Filter methods: Select features based on their relationship with the target variable, using metrics like correlation, mutual information, or chi-squared test. This method is computationally efficient but may not capture interactions between features.
Wrapper methods: Selecting features by evaluating the performance of different feature subsets using a specific machine learning algorithm. Examples include forward selection, backward elimination, and recursive feature elimination. These methods can be computationally expensive but often yield better performance.
Embedded methods: Selecting features as part of the model training process. Examples include LASSO regularisation for linear regression or feature importance from tree-based models like Random Forest or XGBoost.

Feature transformation:¶

Applying mathematical transformations to the features to achieve a more desirable distribution or relationship with the target variable. Examples include log transformation, square root transformation, and power transformation. - Log transformation: Applying the natural logarithm to the features can help reduce the impact of outliers or skewed distributions. - Square root transformation: Taking the square root of the features can help reduce the impact of outliers and better capture non-linear relationships. - Power transformation: Applying a power (exponent) to the features, such as the Box-Cox or Yeo-Johnson transformations, which can help stabilise variance or achieve normality.

Handling missing values:¶

Filling in missing values in the data using various strategies like imputation, deletion, or interpolation.

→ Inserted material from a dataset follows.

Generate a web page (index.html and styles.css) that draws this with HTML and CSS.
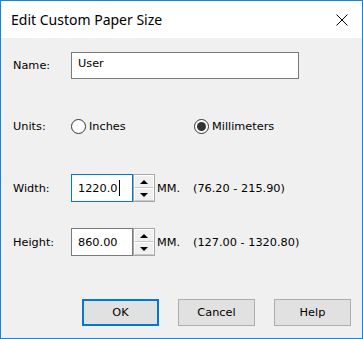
FILE: index.html
```html
<!DOCTYPE html>
<html lang="en">
<head>
  <meta charset="UTF-8" />
  <title>Edit Custom Paper Size</title>
  <link rel="stylesheet" href="styles.css">
</head>
<body>

  <div class="dialog">
    <div class="titlebar">
      <span class="title">Edit Custom Paper Size</span>
      <svg class="close" width="12" height="12" viewBox="0 0 12 12">
        <path d="M0.5 0.5 L11.5 11.5 M11.5 0.5 L0.5 11.5" stroke="#000" stroke-width="1" fill="none"/>
      </svg>
    </div>

    <div class="content">
      <div class="row row-name">
        <span class="label">Name:</span>
        <div class="textbox name-box">User</div>
      </div>

      <div class="row row-units">
        <span class="label">Units:</span>
        <label class="radio radio-inches"><span class="dot"></span>Inches</label>
        <label class="radio"><span class="dot checked"></span>Millimeters</label>
      </div>

      <div class="row row-width">
        <span class="label">Width:</span>
        <div class="textbox num-box focused">1220.0<span class="caret"></span></div>
        <div class="spinner">
          <div class="spin-btn"><span class="arrow-up"></span></div>
          <div class="spin-btn"><span class="arrow-down"></span></div>
        </div>
        <span class="unit">MM.</span>
        <span class="range">(76.20 - 215.90)</span>
      </div>

      <div class="row row-height">
        <span class="label">Height:</span>
        <div class="textbox num-box">860.00</div>
        <div class="spinner">
          <div class="spin-btn"><span class="arrow-up"></span></div>
          <div class="spin-btn"><span class="arrow-down"></span></div>
        </div>
        <span class="unit">MM.</span>
        <span class="range">(127.00 - 1320.80)</span>
      </div>

      <div class="buttons">
        <button class="btn btn-default">OK</button>
        <button class="btn">Cancel</button>
        <button class="btn">Help</button>
      </div>
    </div>
  </div>

</body>
</html>
```

FILE: styles.css
```css
html, body {
  margin: 0;
  padding: 0;
}

body {
  font-family: "DejaVu Sans", sans-serif;
  font-size: 11.3px;
  color: #000;
}

.dialog {
  width: 363px;
  height: 339px;
  box-sizing: border-box;
  border: 1px solid #1883d7;
  background: #f0f0f0;
}

.titlebar {
  height: 37px;
  background: #fff;
  display: flex;
  align-items: center;
  justify-content: space-between;
  padding: 0 14px 0 10px;
}

.title {
  font-family: "Noto Sans", sans-serif;
  font-size: 14px;
  color: #000;
  margin-top: -1px;
}

.close {
  display: block;
}

.content {
  padding: 14px 0 0 12px;
}

.row {
  display: flex;
  align-items: center;
  height: 27px;
}

.row-units {
  margin-top: 34px;
}

.row-width {
  margin-top: 34px;
  height: 28px;
}

.row-height {
  margin-top: 26px;
  height: 28px;
}

.label {
  width: 58px;
  flex: none;
}

.textbox {
  box-sizing: border-box;
  height: 100%;
  background: #fff;
  border: 1px solid #7a7a7a;
  padding: 0 6px;
  display: flex;
  align-items: center;
}

.name-box {
  width: 228px;
  align-items: flex-start;
  padding-top: 4px;
}

.num-box {
  width: 62px;
}

.focused {
  border-color: #0078d7;
}

.caret {
  display: inline-block;
  width: 1px;
  height: 16px;
  background: #000;
  margin-left: 1px;
}

.radio {
  display: flex;
  align-items: center;
}

.radio-inches {
  width: 123px;
}

.dot {
  width: 13px;
  height: 13px;
  border: 1px solid #333;
  border-radius: 50%;
  background: #fff;
  margin-right: 3px;
  position: relative;
}

.dot.checked::after {
  content: "";
  position: absolute;
  left: 2px;
  top: 2px;
  width: 9px;
  height: 9px;
  border-radius: 50%;
  background: #333;
}

.spinner {
  box-sizing: border-box;
  width: 22px;
  height: 100%;
  border: 1px solid #a6a6a6;
  display: flex;
  flex-direction: column;
}

.spin-btn {
  flex: 1;
  border: 1px solid #fff;
  border-bottom-color: #c8c8c8;
  background: #f0f0f0;
  display: flex;
  align-items: center;
  justify-content: center;
}

.arrow-up {
  width: 0;
  height: 0;
  border-left: 4px solid transparent;
  border-right: 4px solid transparent;
  border-bottom: 4px solid #000;
}

.arrow-down {
  width: 0;
  height: 0;
  border-left: 4px solid transparent;
  border-right: 4px solid transparent;
  border-top: 4px solid #000;
}

.unit {
  margin-left: 2px;
  width: 36px;
}

.buttons {
  display: flex;
  justify-content: flex-end;
  gap: 19px;
  margin-top: 43px;
  padding-right: 11px;
}

.btn {
  font-family: "DejaVu Sans", sans-serif;
  font-size: 11.3px;
  color: #000;
  width: 77px;
  height: 27px;
  background: #e1e1e1;
  border: 1px solid #adadad;
  padding: 0;
}

.btn-default {
  border: 2px solid #0078d7;
}
```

Imputation: Filling in missing values with a specific value, such as the mean, median, or mode of the feature. This can be done globally or on a per-group basis.
Deletion: Removing instances (rows) with missing values can be useful when the amount of missing data is small and missing values are missing at random.
Interpolation: Estimating missing values based on the values of neighbouring instances, such as linear interpolation or spline interpolation. This can be particularly useful for time series data.

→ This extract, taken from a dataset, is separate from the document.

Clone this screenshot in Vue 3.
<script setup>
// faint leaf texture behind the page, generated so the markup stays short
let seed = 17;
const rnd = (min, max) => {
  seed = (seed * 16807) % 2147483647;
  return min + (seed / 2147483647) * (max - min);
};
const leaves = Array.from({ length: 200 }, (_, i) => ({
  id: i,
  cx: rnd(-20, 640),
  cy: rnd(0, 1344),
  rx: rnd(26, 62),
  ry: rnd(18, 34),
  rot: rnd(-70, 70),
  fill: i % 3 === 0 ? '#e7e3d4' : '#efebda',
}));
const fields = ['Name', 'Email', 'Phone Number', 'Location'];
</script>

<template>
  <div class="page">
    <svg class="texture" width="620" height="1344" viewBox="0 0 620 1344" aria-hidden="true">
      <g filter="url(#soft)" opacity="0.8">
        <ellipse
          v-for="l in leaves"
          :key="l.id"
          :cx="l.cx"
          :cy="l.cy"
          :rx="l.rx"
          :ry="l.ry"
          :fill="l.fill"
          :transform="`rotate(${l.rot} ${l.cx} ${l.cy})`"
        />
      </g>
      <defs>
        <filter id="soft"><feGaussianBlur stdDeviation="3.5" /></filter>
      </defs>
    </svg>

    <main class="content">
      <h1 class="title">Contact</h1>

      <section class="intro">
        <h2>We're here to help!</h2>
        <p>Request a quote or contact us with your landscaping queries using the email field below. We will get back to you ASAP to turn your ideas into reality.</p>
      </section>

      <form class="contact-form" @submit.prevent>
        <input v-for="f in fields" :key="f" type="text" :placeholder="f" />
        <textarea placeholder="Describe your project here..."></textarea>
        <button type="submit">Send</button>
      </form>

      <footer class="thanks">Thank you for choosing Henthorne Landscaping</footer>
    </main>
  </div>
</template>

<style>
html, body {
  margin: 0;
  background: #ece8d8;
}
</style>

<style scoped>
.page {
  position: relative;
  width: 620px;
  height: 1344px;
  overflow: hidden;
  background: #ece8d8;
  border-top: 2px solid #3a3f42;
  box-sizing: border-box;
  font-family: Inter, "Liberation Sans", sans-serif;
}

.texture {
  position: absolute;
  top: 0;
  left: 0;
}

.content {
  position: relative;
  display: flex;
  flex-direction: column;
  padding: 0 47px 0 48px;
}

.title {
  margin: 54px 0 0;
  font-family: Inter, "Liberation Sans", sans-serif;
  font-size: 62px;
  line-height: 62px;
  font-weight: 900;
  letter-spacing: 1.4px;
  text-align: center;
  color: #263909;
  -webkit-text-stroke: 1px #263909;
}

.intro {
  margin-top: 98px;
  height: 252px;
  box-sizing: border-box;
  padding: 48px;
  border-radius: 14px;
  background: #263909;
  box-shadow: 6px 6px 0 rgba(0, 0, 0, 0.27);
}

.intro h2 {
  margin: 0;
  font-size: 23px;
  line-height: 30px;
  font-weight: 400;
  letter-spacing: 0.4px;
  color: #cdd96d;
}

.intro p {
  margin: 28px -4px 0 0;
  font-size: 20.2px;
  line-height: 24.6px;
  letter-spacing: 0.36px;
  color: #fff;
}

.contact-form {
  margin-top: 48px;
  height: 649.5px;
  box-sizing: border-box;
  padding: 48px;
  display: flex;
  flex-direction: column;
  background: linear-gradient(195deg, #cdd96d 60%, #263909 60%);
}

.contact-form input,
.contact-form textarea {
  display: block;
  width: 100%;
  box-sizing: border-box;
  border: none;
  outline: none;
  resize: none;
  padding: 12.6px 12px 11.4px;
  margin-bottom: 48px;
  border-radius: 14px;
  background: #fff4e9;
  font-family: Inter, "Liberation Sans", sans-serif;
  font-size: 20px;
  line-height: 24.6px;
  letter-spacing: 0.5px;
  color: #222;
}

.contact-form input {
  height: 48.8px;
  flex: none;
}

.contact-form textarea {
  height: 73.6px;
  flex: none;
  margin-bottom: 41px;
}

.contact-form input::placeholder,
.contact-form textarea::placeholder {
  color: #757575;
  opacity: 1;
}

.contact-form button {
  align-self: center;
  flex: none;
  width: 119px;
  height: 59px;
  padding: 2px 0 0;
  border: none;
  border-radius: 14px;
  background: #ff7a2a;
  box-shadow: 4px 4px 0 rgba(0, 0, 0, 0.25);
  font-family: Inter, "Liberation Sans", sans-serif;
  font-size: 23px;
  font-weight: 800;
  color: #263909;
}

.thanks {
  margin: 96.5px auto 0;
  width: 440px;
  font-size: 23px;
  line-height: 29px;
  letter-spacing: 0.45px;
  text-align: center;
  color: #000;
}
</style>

Handling categorical variables:¶

Converting categorical variables into numerical values using one-hot, label, or target encoding techniques.

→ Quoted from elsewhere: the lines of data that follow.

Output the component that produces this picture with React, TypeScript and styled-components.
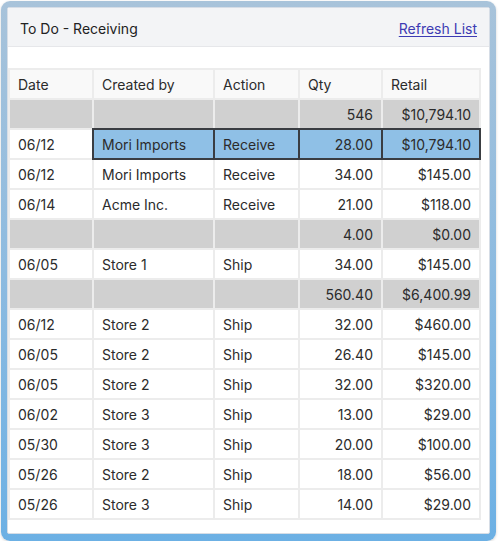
import React from "react";
import styled, { createGlobalStyle } from "styled-components";

const Global = createGlobalStyle`
  html, body { margin: 0; padding: 0; background: #ffffff; }
  body { font-family: Inter, "Noto Sans", sans-serif; color: #2b2b2b; }
  * { box-sizing: border-box; }
`;

const Frame = styled.div`
  margin: 1px 0 0 1px;
  width: 495px;
  height: 540px;
  padding: 6px 6px 7px 6px;
  border-radius: 9px;
  background: linear-gradient(180deg, #a8c3da 0%, #8dbbe0 50%, #6cb0e4 100%);
  box-shadow: 0 1px 3px rgba(0, 0, 0, 0.18);
  display: flex;
`;

const Panel = styled.div`
  flex: 1;
  background: #ffffff;
  border: 1px solid #d6dde6;
  border-radius: 2px;
  display: flex;
  flex-direction: column;
  overflow: hidden;
`;

const Header = styled.div`
  height: 39px;
  flex: none;
  display: flex;
  align-items: center;
  justify-content: space-between;
  padding: 2px 12px 0 12px;
  background: #f3f4f6;
  border-bottom: 1px solid #e6e7ea;
`;

const Title = styled.div`
  font-size: 14px;
  color: #222;
`;

const RefreshLink = styled.a`
  font-size: 14px;
  color: #3d3bb3;
  text-decoration: underline;
  text-underline-offset: 2px;
  cursor: pointer;
`;

const Body = styled.div`
  padding: 21px 11px 0 0;
`;

const Table = styled.table`
  border-collapse: collapse;
  width: 471px;
  font-size: 14px;
  table-layout: fixed;
`;

const HeadCell = styled.th<{ $w: number }>`
  width: ${(p) => p.$w}px;
  height: 30px;
  padding: 0 8px;
  text-align: left;
  font-weight: 400;
  background: #f9f9f9;
  border: 2px solid #ececec;
  color: #2b2b2b;
`;

const Cell = styled.td<{ $right?: boolean; $kind: "plain" | "group" | "sel" }>`
  height: 30px;
  padding: 0 8px;
  text-align: ${(p) => (p.$right ? "right" : "left")};
  white-space: nowrap;
  color: #2b2b2b;
  background: ${(p) =>
    p.$kind === "group" ? "#d0d0d0" : p.$kind === "sel" ? "#8fc0e6" : "#ffffff"};
  border: ${(p) => (p.$kind === "sel" ? "2px double #3a3d42" : "2px solid #ececec")};
`;

type Row = { group?: boolean; sel?: boolean; c: [string, string, string, string, string] };

const rows: Row[] = [
  { group: true, c: ["", "", "", "546", "$10,794.10"] },
  { sel: true, c: ["06/12", "Mori Imports", "Receive", "28.00", "$10,794.10"] },
  { c: ["06/12", "Mori Imports", "Receive", "34.00", "$145.00"] },
  { c: ["06/14", "Acme Inc.", "Receive", "21.00", "$118.00"] },
  { group: true, c: ["", "", "", "4.00", "$0.00"] },
  { c: ["06/05", "Store 1", "Ship", "34.00", "$145.00"] },
  { group: true, c: ["", "", "", "560.40", "$6,400.99"] },
  { c: ["06/12", "Store 2", "Ship", "32.00", "$460.00"] },
  { c: ["06/05", "Store 2", "Ship", "26.40", "$145.00"] },
  { c: ["06/05", "Store 2", "Ship", "32.00", "$320.00"] },
  { c: ["06/02", "Store 3", "Ship", "13.00", "$29.00"] },
  { c: ["05/30", "Store 3", "Ship", "20.00", "$100.00"] },
  { c: ["05/26", "Store 2", "Ship", "18.00", "$56.00"] },
  { c: ["05/26", "Store 3", "Ship", "14.00", "$29.00"] },
];

const cols = [
  { name: "Date", w: 84 },
  { name: "Created by", w: 121 },
  { name: "Action", w: 85 },
  { name: "Qty", w: 83 },
  { name: "Retail", w: 98 },
];

export default function App() {
  return (
    <>
      <Global />
      <Frame>
        <Panel>
          <Header>
            <Title>To Do - Receiving</Title>
            <RefreshLink>Refresh List</RefreshLink>
          </Header>
          <Body>
            <Table>
              <thead>
                <tr>
                  {cols.map((c) => (
                    <HeadCell key={c.name} $w={c.w}>
                      {c.name}
                    </HeadCell>
                  ))}
                </tr>
              </thead>
              <tbody>
                {rows.map((r, i) => (
                  <tr key={i}>
                    {r.c.map((v, j) => (
                      <Cell
                        key={j}
                        $right={j >= 3}
                        $kind={r.group ? "group" : r.sel && j > 0 ? "sel" : "plain"}
                      >
                        {v}
                      </Cell>
                    ))}
                  </tr>
                ))}
              </tbody>
            </Table>
          </Body>
        </Panel>
      </Frame>
    </>
  );
}
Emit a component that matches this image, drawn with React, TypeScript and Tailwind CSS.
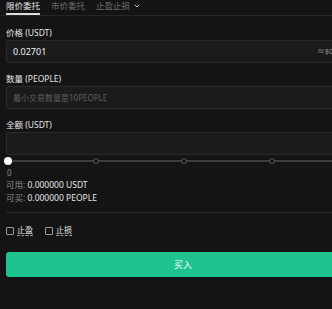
import { ChevronDown } from "lucide-react";

const font = { fontFamily: '"Noto Sans", "Noto Sans CJK SC", sans-serif' };

function Field({ label, children }: { label: string; children?: React.ReactNode }) {
  return (
    <div>
      <div className="h-[12px] text-[8.5px] leading-[12px] text-[#e6e6e6]">{label}</div>
      <div className="mt-[1px] flex h-[23px] w-[356px] items-center justify-between rounded-[2px] border border-[#2a2a2a] bg-[#1b1b1b] pl-[6px] pr-[17px]">
        {children}
      </div>
    </div>
  );
}

export default function App() {
  const marks = [0, 25, 50, 75, 100];

  return (
    <div className="h-[309px] w-[332px] overflow-hidden bg-[#141414]" style={font}>
      <div className="w-[368px]">
        {/* order type tabs */}
        <div className="flex h-[16px] items-start gap-[11px] border-b border-[#262626] px-[6px]">
          <div className="h-[15px] border-b-2 border-[#dcdcdc] text-[8.5px] leading-[11px] text-[#e8e8e8]">
            限价委托
          </div>
          <div className="text-[8.5px] leading-[11px] text-[#6f6f6f]">市价委托</div>
          <div className="flex items-center gap-[3px] text-[8.5px] leading-[11px] text-[#6f6f6f]">
            止盈止损
            <ChevronDown size={8} strokeWidth={3} className="text-[#c8c8c8]" />
          </div>
        </div>

        <div className="px-[6px] pt-[11px]">
          <Field label="价格 (USDT)">
            <span className="text-[9px] text-[#f0f0f0]">0.02701</span>
            <span className="text-[7.5px] text-[#9a9a9a]">≈$0.00</span>
          </Field>

          <div className="mt-[10px]">
            <Field label="数量 (PEOPLE)">
              <span className="text-[8px] text-[#5e5e5e]">最小交易数量是10PEOPLE</span>
            </Field>
          </div>

          <div className="mt-[10px]">
            <Field label="全额 (USDT)" />
          </div>

          {/* slider */}
          <div className="relative h-[12px] w-[356px]">
            <div className="absolute left-[2px] right-[2px] top-[5px] h-[2px] bg-[#3d3d3d]" />
            {marks.map((m, i) => (
              <div
                key={m}
                className={
                  i === 0
                    ? "absolute top-[2px] h-[8px] w-[8px] rounded-full bg-white"
                    : "absolute top-[3px] h-[6px] w-[6px] rounded-full border border-[#5a5a5a] bg-[#141414]"
                }
                style={{ left: 2 + i * 88 - (i === 0 ? 4 : 3) }}
              />
            ))}
          </div>
          <div className="h-[12px] pl-[1px] text-[8px] leading-[12px] text-[#8a8a8a]">0</div>

          <div className="text-[8.5px] leading-[12.5px]">
            <div>
              <span className="text-[#8a8a8a]">可用: </span>
              <span className="text-[#e6e6e6]">0.000000 USDT</span>
            </div>
            <div>
              <span className="text-[#8a8a8a]">可买: </span>
              <span className="text-[#e6e6e6]">0.000000 PEOPLE</span>
            </div>
          </div>
        </div>

        <div className="ml-[6px] mt-[8px] h-px bg-[#2a2a2a]" />

        <div className="flex items-center gap-[12px] px-[6px] pt-[12px]">
          <label className="flex items-center gap-[3px]">
            <span className="h-[8px] w-[8px] rounded-[1px] border border-[#9a9a9a]" />
            <span className="border-b border-dashed border-[#9a9a9a] text-[8px] leading-[10px] text-[#e6e6e6]">止盈</span>
          </label>
          <label className="flex items-center gap-[3px]">
            <span className="h-[8px] w-[8px] rounded-[1px] border border-[#9a9a9a]" />
            <span className="border-b border-dashed border-[#9a9a9a] text-[8px] leading-[10px] text-[#e6e6e6]">止损</span>
          </label>
        </div>

        <div className="px-[6px] pt-[16px]">
          <button className="flex h-[25px] w-[354px] items-center justify-center rounded-[3px] bg-[#1ec38f] text-[9px] text-white">
            买入
          </button>
        </div>
      </div>
    </div>
  );
}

One-hot encoding: Creating binary features for each category of a categorical variable can be useful for linear models or when the number of categories is small.
Label encoding: Assigning an integer to each category of a categorical variable can be useful for tree-based models but may introduce an arbitrary ordering.
Target encoding: Replacing the categorical variable with the mean of the target variable for each category can be useful when the number of categories is large but may introduce leakage if not done carefully.

Feature engineering for specific algorithms:¶

Adapting features to the requirements of specific machine learning algorithms, such as creating polynomial features for linear regression or distance-based features for clustering algorithms.

Linear regression: Creating polynomial features or interaction terms can help capture non-linear relationships in the data.
Clustering algorithms: Creating distance-based features, such as Euclidean distance or cosine similarity between instances, can improve the performance of clustering algorithms like K-means or hierarchical clustering.

Domain-specific feature engineering:¶

In some cases, domain knowledge can be used to create more relevant features that better capture the underlying patterns in the data. For example:

Text data: Techniques like text tokenisation, stopword removal, stemming, lemmatisation, n-grams, term frequency-inverse document frequency (TF-IDF), or word embeddings (e.g., Word2Vec, GloVe, or BERT) can be used to transform text data into a structured format.
Image data: Image processing techniques like resizing, cropping, histogram equalisation, or feature extraction using convolutional neural networks (CNNs) can be employed to extract useful information from images.
Time series data: Time-based features like lagged variables, rolling windows, or Fourier transformations can help reveal patterns, trends, or seasonality in time series data.

By carefully engineering features, data scientists can improve the performance and interpretability of machine learning models and ultimately derive more value from the data.